Global Comment

Where the world thinks out loud

Attitudes to consent and rape in the UK are terrifying

Anti-rape activists at Slutwalk 2011

New research for the End Violence Against Women Coalition, carried out by YouGov, has shown devastating attitudes towards sexual consent and rape in the UK. Their report begins: “There is a crisis in the way the justice system deals with rape and sexual violence. Despite increasing numbers of women reporting rape to the police, the rates of people charged with and convicted of rape are falling. There have been recent investigations revealing worrying findings about juries’ reluctance to convict some defendants of rape”.

It is undeniable that many victims of sexual violence are so wary of the police and the criminal justice system that they refuse to go anywhere near it to report their victimisations. The police and courts have such a terrible reputation, and few people with inner knowledge of the system can blame women for not coming forward. But for those who do, terrible attitudes about rape and abuse are getting in the way of justice.

So, the End Violence Against Women Coalition (EVAW) asked almost 4,000 people a series of questions about their attitudes to rape and consent, and the findings were terrifying:

  • 33% of people in Britain think it isn’t usually rape if a woman is pressured into having sex but there is no physical violence
  • 33% think if a woman has flirted on a date it generally wouldn’t be rape, even if she hasn’t consented to sex (21% of women believe this)
  • 24% of people don’t think that, in most cases, sex without consent in long-term relationships is rape (despite laws against rape in marriage being in place since 1991)
  • 11% of people believe the more sexual partners a woman has, the less harm they experience from rape
  • 40% of people think ‘stealthing’ it is never or usually not rape
  • Around one in 10 are unsure or think it’s usually not rape to have sex with a woman who is asleep or too drunk to consent
  • Over 65s have most troubling attitudes to rape, while younger people have opinions that are more closely aligned to the law.

Attitudes start young

Although the survey revealed that younger adults tend to have a more progressive attitude towards consent and rape, the overall statistics are still very worrying. And while I hear anecdotes about children as young as three or four being taught the concept of consent and being instructed on how to implement enthusiastic consent in their play and interactions, it seems clear that sex education at older ages is missing out information on consent and rape.

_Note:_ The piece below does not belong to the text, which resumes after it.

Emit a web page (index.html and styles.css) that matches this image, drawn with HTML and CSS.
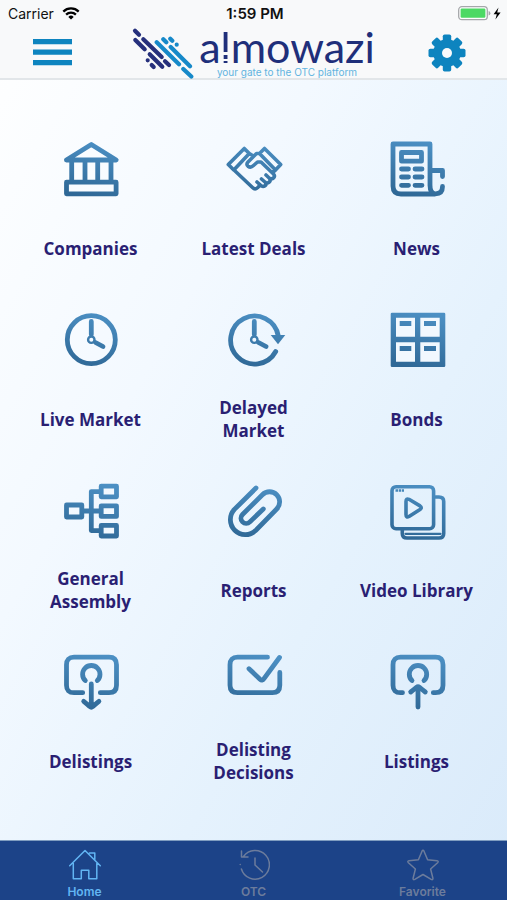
FILE: index.html
```html
<!DOCTYPE html>
<html lang="en">
<head>
<meta charset="utf-8">
<meta name="viewport" content="width=device-width, initial-scale=1">
<title>almowazi</title>
<link rel="stylesheet" href="styles.css">
</head>
<body>
<svg class="defs" width="0" height="0" aria-hidden="true">
  <defs>
    <linearGradient id="steel" gradientUnits="userSpaceOnUse" x1="36" y1="0" x2="24" y2="56">
      <stop offset="0" stop-color="#4c90c4"/>
      <stop offset="1" stop-color="#2f6896"/>
    </linearGradient>
  </defs>
</svg>
<header class="top">
  <div class="status">
    <div class="status-left">
      <span>Carrier</span>
      <svg width="18" height="13" viewBox="0 0 18 13" fill="none" stroke="#000" stroke-width="2.3">
        <path d="M1.3 4.6a11 11 0 0 1 15.4 0M4.1 7.6a7 7 0 0 1 9.8 0"/>
        <path d="M9 12.6L6.3 9.9a3.9 3.9 0 0 1 5.4 0z" fill="#000" stroke="none"/>
      </svg>
    </div>
    <span class="time">1:59 PM</span>
    <div class="status-right">
      <svg width="44" height="15" viewBox="0 0 44 15">
        <rect x="0.7" y="0.7" width="28.6" height="13" rx="3.2" fill="#fff" stroke="#a5a7aa" stroke-width="1.3"/>
        <rect x="2.6" y="2.6" width="24.8" height="9.2" rx="1.2" fill="#4cd964"/>
        <path d="M30.6 5v4.5q1.8-.6 1.8-2.3t-1.8-2.2z" fill="#a5a7aa"/>
        <path d="M40.5 1.5L35.6 8.2h3.2l-1.4 5.2 5.2-6.8h-3.4z" fill="#000"/>
      </svg>
    </div>
  </div>
  <div class="nav">
    <button class="icon-button" type="button" aria-label="Menu">
      <svg width="39" height="38" viewBox="0 0 39 38" fill="#0d84bf"><path d="M0 5h39v5.300H0zM0 15.500h39v5.300H0zM0 26h39v5.300H0z"/></svg>
    </button>
    <div class="logo">
      <svg width="62" height="52" viewBox="0 0 62 52" fill="none" stroke-width="4.2" stroke-linecap="round">
        <path stroke="#26307c" d="M3 3.700l4 4M11.300 12.300l18.400 17.700M33 34.300l4 3.700M3.300 13l9.400 9.300M17.700 27.300l12.600 12.400M15.700 33.300h.01M19.700 38l2 2"/>
        <path stroke="#1689c9" d="M24.700 15.300l22.300 22M51.300 42l8 7.600M31.300 12.300l3 3M38.700 20l19.300 19.300M38.300 11.700l2 2M44.700 17.700h.01"/>
      </svg>
      <div class="wordmark">
        <span class="name">a<span class="cut">l</span>mowazi</span>
        <span class="tagline">your gate to the OTC platform</span>
      </div>
    </div>
    <button class="icon-button" type="button" aria-label="Settings">
      <svg width="38" height="38" viewBox="-19 -19 38 38">
        <g fill="#0d84bf">
          <rect x="-4.200" y="-18.500" width="8.400" height="37" rx="1.800"/>
          <rect x="-18.500" y="-4.200" width="37" height="8.400" rx="1.800"/>
          <rect x="-4.200" y="-18.500" width="8.400" height="37" rx="1.800" transform="rotate(45)"/>
          <rect x="-4.200" y="-18.500" width="8.400" height="37" rx="1.800" transform="rotate(-45)"/>
          <circle r="13.800"/>
        </g>
        <circle r="5" fill="#f8fafb"/>
      </svg>
    </button>
  </div>
</header>

<main class="menu">
  <a class="tile" href="#companies">
    <svg class="icon" viewBox="0 0 56 56"><path d="M28.300 3.500L53.200 19H3.400zM8.700 20v20M22 20v20M34.700 20v20M48 20v20M3.500 41.200h49.600v11.600H3.500z"/></svg>
    <span class="label">Companies</span>
  </a>
  <a class="tile" href="#deals">
    <svg class="icon thin" viewBox="0 0 56 56"><path d="M2.300 23.500L18.300 7.500l5 5L7.800 29zM54.700 23.500L38.500 7.500l-5 5L49.500 29zM23.300 12.500l4 2.500M8 29l18.500 17.500q2.500 2.500 5 .2l2-2M33.500 12.500h-3L22 21q-2.200 2.400 0 4.200 2.700 2 5.500-.7l4-3.500h3.500L47.500 33q1.800 2 .2 3.800t-4 .7L40 34M43.500 37.500q1.500 2-.3 3.600t-3.700.4L35.500 38M39.500 41.500q1.200 2-.5 3.200t-3.500.3L31 41M49.500 29l-3 2.500"/></svg>
    <span class="label">Latest Deals</span>
  </a>
  <a class="tile" href="#news">
    <svg class="icon" viewBox="0 0 56 56"><path d="M41 45V3H4v42q0 8 8 8h34M41 29.500h12.500v6M41 44q0 8.800 5.500 8.800 7 0 7-7.300M12.500 11.500h20v8.700h-20zM12.500 28h7M26 28h7M12.500 36h7M26 36h7M12.500 44.300h7M26 44.300h7"/></svg>
    <span class="label">News</span>
  </a>
  <a class="tile" href="#live">
    <svg class="icon" viewBox="0 0 56 56"><circle cx="28.300" cy="27.700" r="24"/><path d="M28.300 9.500v13M32.500 30.500l7.500 4"/><circle cx="28.300" cy="27.700" r="3.200" stroke-width="2.400"/></svg>
    <span class="label">Live Market</span>
  </a>
  <a class="tile" href="#delayed">
    <svg class="icon" viewBox="0 0 56 56"><path d="M49.700 39.500A24 24 0 1 1 52.300 24M28.300 9.500v13M32.500 30.500l7.500 4"/><circle cx="28.300" cy="27.700" r="3.200" stroke-width="2.400"/><path class="solid" d="M44.700 23h14.600L52 32.200z"/></svg>
    <span class="label">Delayed Market</span>
  </a>
  <a class="tile" href="#bonds">
    <svg class="icon" viewBox="0 0 56 56"><path class="pane" d="M6 5h46v46H6z"/><path class="solid" fill-rule="evenodd" d="M3 .7h52q1.300 0 1.300 1.300v51.700q0 1.300-1.300 1.300H3q-1.300 0-1.300-1.300V2Q1.700.7 3 .7zM7 5.700v19h19v-19zM31.300 5.700v19h19.400v-19zM7 30.300v19.400h19V30.300zM31.300 30.300v19.400h19.400V30.300zM10.700 9h11.600v5H10.700zM35 9h12v5H35zM10.700 34h11.600v5H10.700zM35 34h12v5H35z"/></svg>
    <span class="label">Bonds</span>
  </a>
  <a class="tile" href="#assembly">
    <svg class="icon" viewBox="0 0 56 56"><path d="M3.500 22h15.300v12H3.500zM38.200 3.200h15.300v10.600H38.200zM38.200 22.800h15.300v10.600H38.200zM38.200 42.400h15.300V53H38.200zM19 28h19M38 8.600h-9.700v39H38"/></svg>
    <span class="label">General Assembly</span>
  </a>
  <a class="tile" href="#reports">
    <svg class="icon" viewBox="0 0 56 56"><path d="M30 5L8.400 26.400a15 15 0 0 0 21.200 21.200L50.700 26A10.100 10.100 0 0 0 36.400 11.700L16.500 31.500a5.200 5.200 0 0 0 7.400 7.400L37.300 26"/></svg>
    <span class="label">Reports</span>
  </a>
  <a class="tile" href="#video">
    <svg class="icon thin" viewBox="0 0 56 56"><rect x="3" y="3.700" width="41.600" height="42" rx="4"/><path d="M46.500 14H50q4.700 0 4.700 4.500v32q0 4.500-4.700 4.500H18q-4.700 0-4.700-4.500V47M17 18.500v13q0 3.500 3 2l11-7q2.500-1.800 0-3.600l-11-6.600q-3-1.300-3 2.200z"/><path d="M16.500 50.800h35" stroke-width="2.200"/><path d="M6.500 7.500H15" stroke-width="2.600" stroke-dasharray="2.500 .7" stroke-linecap="butt"/></svg>
    <span class="label">Video Library</span>
  </a>
  <a class="tile" href="#delistings">
    <svg class="icon" viewBox="0 0 56 56"><path d="M19.700 38.700H11q-7.500 0-7.500-7.500V10.700Q3.500 3.200 11 3.200h35q7.500 0 7.500 7.500v20.500q0 7.500-7.500 7.500h-8.700M22.300 26.500a8.700 8.700 0 1 1 12 0M28.300 30v23M20.700 47.300q4 3.200 6 5.200 1.600 1.300 3.200 0 2-2 6-5.200"/></svg>
    <span class="label">Delistings</span>
  </a>
  <a class="tile" href="#decisions">
    <svg class="icon" viewBox="0 0 56 56"><path d="M41.500 3.200H11.500q-7.500 0-7.500 7.500v20.500q0 7.500 7.500 7.500h34.800q7.500 0 7.500-7.500V18.500M23 14.700l11 10.500q2.200 2 4-.5L53.500 3.500"/></svg>
    <span class="label">Delisting Decisions</span>
  </a>
  <a class="tile" href="#listings">
    <svg class="icon" viewBox="0 0 56 56"><path d="M13.500 38.700H11.500q-7.500 0-7.500-7.500V10.700Q4 3.200 11.500 3.200h35q7.500 0 7.500 7.500v20.500q0 7.500-7.500 7.500h-2.200M23 26.500a8.700 8.700 0 1 1 12 0M29 33v20M21.700 38q3.500-2.700 5.800-4.700 1.500-1.300 3 0 2.300 2 5.800 4.700"/></svg>
    <span class="label">Listings</span>
  </a>
</main>

<nav class="tabs">
  <a class="tab active" href="#home" aria-current="page">
    <svg class="tab-icon" viewBox="0 0 32 32"><path d="M.7 16.700L16 1.500l15.300 15.200M4.300 14.500v15.200h8V21.300h7.500v8.400h8V14.500M20.500 4h5.300v6.500"/></svg>
    <span>Home</span>
  </a>
  <a class="tab" href="#otc">
    <svg class="tab-icon" viewBox="0 0 32 32"><path d="M5.500 7.500A14.300 14.300 0 1 1 3.400 20M2.200 15.500v.01M3.500 2v6H10M17 9v7l7.500 7"/></svg>
    <span>OTC</span>
  </a>
  <a class="tab" href="#favorite">
    <svg class="tab-icon" viewBox="0 0 32 32"><path d="M15 2.200q1-2 2 0l3.600 8.600 9.400.9q2 .4.600 2l-7 6.300 2.300 9.200q.2 2-1.700 1.200L16 25.500l-8.200 4.900q-1.900.8-1.700-1.200L8.400 20l-7-6.300q-1.400-1.600.6-2l9.400-.9z"/></svg>
    <span>Favorite</span>
  </a>
</nav>
</body>
</html>
```
FILE: styles.css
```css
* {
  box-sizing: border-box;
}

body {
  margin: 0;
  min-height: 100vh;
  display: flex;
  flex-direction: column;
  font-family: "Open Sans", "Noto Sans", sans-serif;
  background: linear-gradient(120deg, #ffffff 0%, #f3f9ff 35%, #e5f2fd 65%, #d9eafa 100%);
}

a {
  color: inherit;
  text-decoration: none;
}

svg {
  display: block;
}

.defs {
  position: absolute;
}

.top {
  background: #f8f9fa;
  border-bottom: 2px solid #e2e6e9;
}

.status {
  display: grid;
  grid-template-columns: 1fr auto 1fr;
  align-items: center;
  height: 27px;
  padding: 0 5px 0 8px;
  font-family: Inter, "Liberation Sans", sans-serif;
  font-size: 14px;
  color: #111;
}

.status-left {
  display: flex;
  align-items: center;
  gap: 8px;
}

.status-right {
  justify-self: end;
}

.time {
  font-size: 15px;
  font-weight: 600;
}

.nav {
  display: grid;
  grid-template-columns: auto 1fr auto;
  align-items: center;
  height: 51px;
  padding: 0 41px 0 33px;
}

.icon-button {
  padding: 0;
  border: 0;
  background: none;
  cursor: pointer;
}

.logo {
  display: flex;
  justify-content: center;
  align-items: flex-start;
  gap: 5px;
  height: 51px;
  padding-left: 7px;
}

.wordmark {
  display: flex;
  flex-direction: column;
  align-items: center;
}

.name {
  font-family: Lato, sans-serif;
  font-size: 43px;
  line-height: 40px;
  color: #1f2f7a;
}

.cut {
  color: transparent;
  background: linear-gradient(#1f2f7a 0 60%, transparent 60% 66%, #1f2f7a 66% 74%, transparent 74% 79%, #1f2f7a 79%);
  -webkit-background-clip: text;
  background-clip: text;
}

.tagline {
  font-family: Inter, sans-serif;
  font-size: 10px;
  line-height: 10px;
  color: #62b4e0;
}

.menu {
  flex: 1;
  display: grid;
  grid-template-columns: repeat(3, 1fr);
  align-content: start;
  row-gap: 41px;
  padding: 61px 9px 40px;
}

.tile {
  display: flex;
  flex-direction: column;
  align-items: center;
  gap: 28px;
}

.icon {
  width: 56px;
  height: 56px;
  overflow: visible;
  fill: none;
  stroke: url(#steel);
  stroke-width: 4.8;
  stroke-linecap: round;
  stroke-linejoin: round;
}

.icon.thin {
  stroke-width: 3.6;
}

.icon .solid {
  fill: url(#steel);
  stroke: none;
}

.icon .pane {
  fill: #f1f8fe;
  stroke: none;
}

.label {
  display: flex;
  align-items: center;
  min-height: 46px;
  max-width: 120px;
  font-size: 17px;
  font-weight: 700;
  line-height: 23px;
  text-align: center;
  color: #2a1f73;
}

.tabs {
  display: grid;
  grid-template-columns: repeat(3, 1fr);
  height: 60px;
  border-top: 1px solid #7f9dc0;
  background: #1c4388;
}

.tab {
  display: flex;
  flex-direction: column;
  align-items: center;
  padding-top: 8px;
  gap: 3px;
  font-family: Inter, "Liberation Sans", sans-serif;
  font-size: 12px;
  font-weight: 600;
  line-height: 16px;
  color: #6c7c9c;
}

.tab.active {
  color: #62b5f3;
}

.tab-icon {
  width: 32px;
  height: 32px;
  fill: none;
  stroke: currentColor;
  stroke-width: 1.5;
  stroke-linecap: round;
  stroke-linejoin: round;
}
```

For 33% of men to believe that a woman flirting on a date is the same thing as her consenting to sex is nauseating, and for the same proportion of people to believe that being pressured into sex without violence being present does not equal rape is very frightening indeed. This leaves women who go on dates with men, in particular, highly vulnerable not only to assault (because the men they are dating have these beliefs) but also at risk of not being believed or not being taken seriously if they come forward. Because the people they come forward to may also share these beliefs.

Sex education needs to be radically updated to adequately address issues of consent so that this starts to change in the younger generations, who can then at least try to educate their elders. But that 33% includes teachers, so what they teach their kids could be affected by their own inappropriate beliefs.

The 33% also includes doctors. It includes nurses. It includes police officers. It includes barristers and lawyers. It includes your gas man and your bus driver and your friends and your parents. It includes your partner. Does it include you?

Juries are made up of that 33%

The thing about reporting your rape to the police is that you might end up at trial. And even if the police officers you work with are not part of the 33%, and even if the Crown’s barrister isn’t, and even if the judge isn’t, about 33% of that jury of twelve of your peers will be. 40% of them believe that a man secretly removing a condom without your permission and just carrying on is absolutely fine. One in ten of them thinks that if you’ve had numerous sexual partners then what you went through isn’t so bad at all. A quarter of them think it can’t be rape if you’re married to your attacker.

And these are the people who find your perpetrator guilty or not guilty. With attitudes like that so prevalent in society, is it any wonder that so few people accused are ending up in jail?

We need to look at our own behaviours

As well as looking around, wondering which of your family or friendship group might believe that having sex with a woman who is asleep is fine, we have to look at our own beliefs and attitudes and really examine what we believe and whether it is fully and completely respectful of those around us. Lena Bloody Dunham made up lies to discredit a woman who accused her friend of rape and, while we might not all go so far, would we find ourselves feeling negatively towards someone who accused our best bloke mate of going too far, too fast? Would we find ourselves excusing his behaviour if a woman said he had pushed her further than she had wanted to go?

We can’t look out at society with outrage without looking inside to make sure that we have not absorbed the lies that society so desperately wants us to believe. The patriarchy relies on us taking some of it in and, even if we think we have the right attitude towards victims of rape, we must never get complacent about the way we think and act.